Wie bereits beim MCAD-Mangel erwähnt, wird die generelle Substitution von L-Carnitin kritisch diskutiert und sollte nur bei einem nachgewiesenen Mangel (
freies L-Carnitin <8 μmol/l) erwogen werden. Eine generelle Substitution für jeden Patienten kann daher nicht empfohlen werden, insbesondere da die Substitution von L-Carnitin bei langkettigen Fettsäureoxidationsstörungen zu einer vermehrten Bildung von langkettigen Acylcarnitinen führt, welche toxisch auf das Myokard wirken und die Gefahr von
Herzrhythmusstörungen noch erhöhen können. Eine L-Carnitin-Substitution sollte daher bei jedem Patienten im Einzelfall anhand des Acylcarnitinprofils erwogen werden. Eine Substitution erfolgt üblicherweise mit 10–25 mg pro kg Körpergewicht pro Tag, verteilt auf 3–4 Einzeldosen.

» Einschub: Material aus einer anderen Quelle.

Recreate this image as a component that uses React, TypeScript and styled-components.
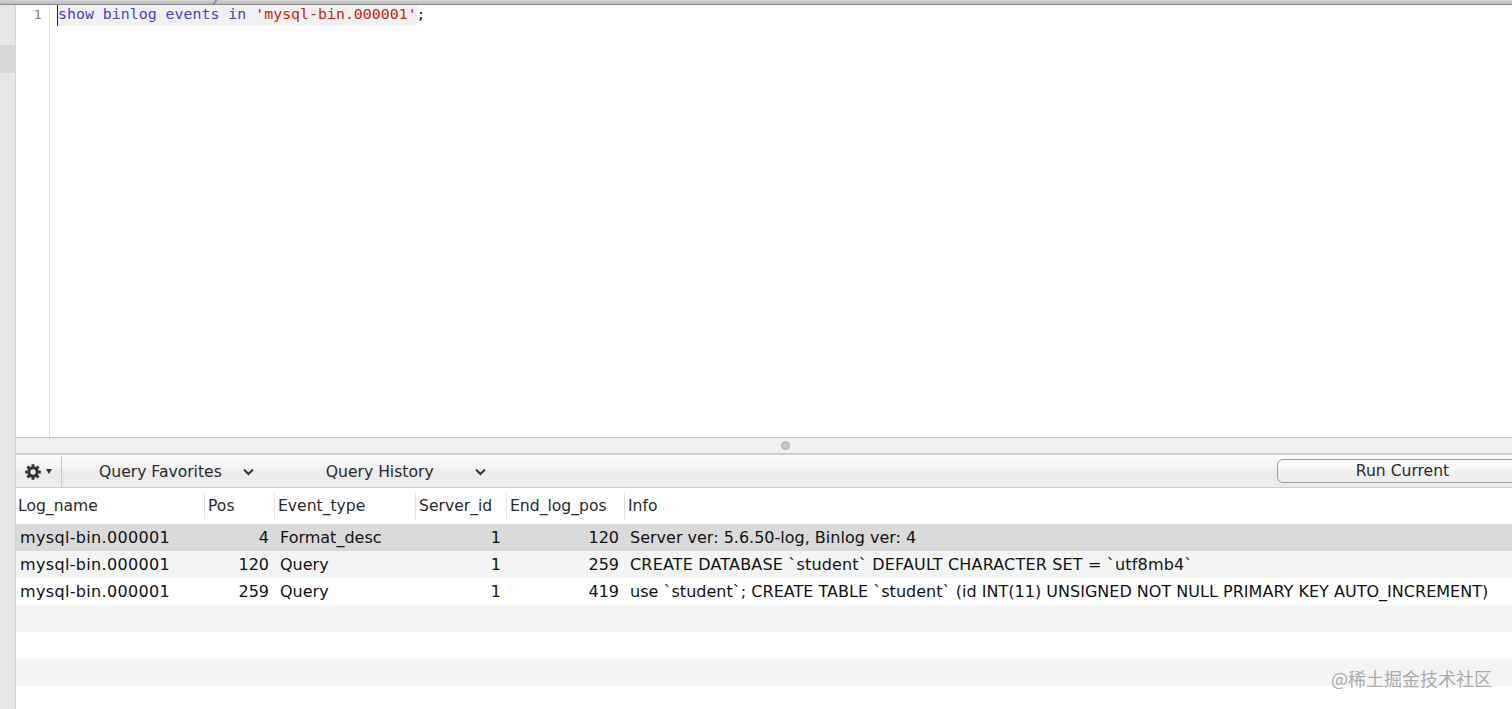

Eine weitere neue Therapieoption stellt die Substitution mit Triheptanoin (3 × C7-Fette) dar. Die ungeraden
Fettsäuren werden in den Mitochondrien zu Acetyl-CoA und Propionyl-CoA abgebaut. Das Propionyl-Coa kann in anaplerotischen Reaktionen den sekundären Verlust von Substraten des Citratzyklus ausgleichen und den Stoffwechsel stabilisieren. Ferner werden hierdurch die Glukoneogenese und die Glykogenspeicherung angeregt. Es konnte gezeigt werden, dass durch die Substitution von 0,5–1 g Triheptanoin pro kg Körpergewicht pro Tag die Rate an Rhabdomyolysen,
Kardiomyopathien und stationären Krankenhaustagen reduziert werden kann. Eine fettreduzierte Diät ist dennoch weiterhin notwendig. Als relevante Nebenwirkung können transiente abdominelle
Schmerzen oder Diarrhöen auftreten. Triheptanoin wurde 2020 durch die FDA für die lcFAOD in den USA zugelassen. Eine generelle Marktzulassung in Deutschland durch die EMA ist aktuell ausstehend.Aktuelle kleinere klinische Studien konnten eine Verbesserung der Myalgien und auch der
Lebensqualität bei Patientinnen und Patienten mit milder Symptomlast durch die Therapie mit Bezafibrat aufzeigen. Bezafibrat induziert als Agonist der Peroxisom-Proliferator-aktivierten Rezeptoren (PPAR) verschiedene, für die Fettsäureoxidation notwendige
Enzyme, wodurch wahrscheinlich der positive Effekt der Therapie erzielt wird. Außerhalb von Studien wird aktuell Bezafibrat noch nicht in der Therapie eingesetzt. Weitere Studien sind notwendig, um eine abschließende Bewertung vorzunehmen.Im Falle einer
akuten Stoffwechselentgleisung ist das primäre Therapieziel die Durchbrechung der Katabolie mittels Gabe von Kohlenhydraten. Die Gabe kann oral bzw. bei kritisch kranken Patientinnen und Patienten intravenös erfolgen. Hierfür sollte, falls die orale Aufnahme nicht möglich ist, intravenös 2 ml 10 %
Glukose pro kg Körpergewicht pro Stunde infundiert werden (bspw. bei einem 70 kg Patient 140 ml/h 10 % Glukose bzw. bei Vorhandensein eines zentralen Zugangs 28 ml/h 50 % Glukose). Das Blutzuckerziel beträgt 120–170 mg/dl. Bei schweren Entgleisungen kann eine intravenöse L-Carnitin Substitution mit 100 mg pro kg Körpergewicht erwogen werden. Eventuell kann zur Unterbindung der Lipolyse die zusätzliche Gabe von
Insulin erfolgen. Bei schwerer metabolischer Azidose (pH < 7,1) sollte ein Puffern des pHs mit Bikarbonaten durchgeführt werden (
Menge Natriumbikarbonat 8,4 % = [−BE] × 0,3, × kgKG, erste Hälfte sofort, zweite Hälfte langsam unter regelmäßigen pH-Kontrollen). Bei schwerer metabolischer Entgleisung, akutem
Nierenversagen oder schwerer Kardiomyopathie sollte unbedingt eine zeitnahe Verlegung auf eine Intensivstation und die Kontaktaufnahme zu dem betreuenden Stoffwechselzentrum erfolgen. Ein Notfallausweis mit entsprechenden Handlungsanweisungen und Kontaktdaten zum behandelnden Stoffwechselzentrum ist daher obligat.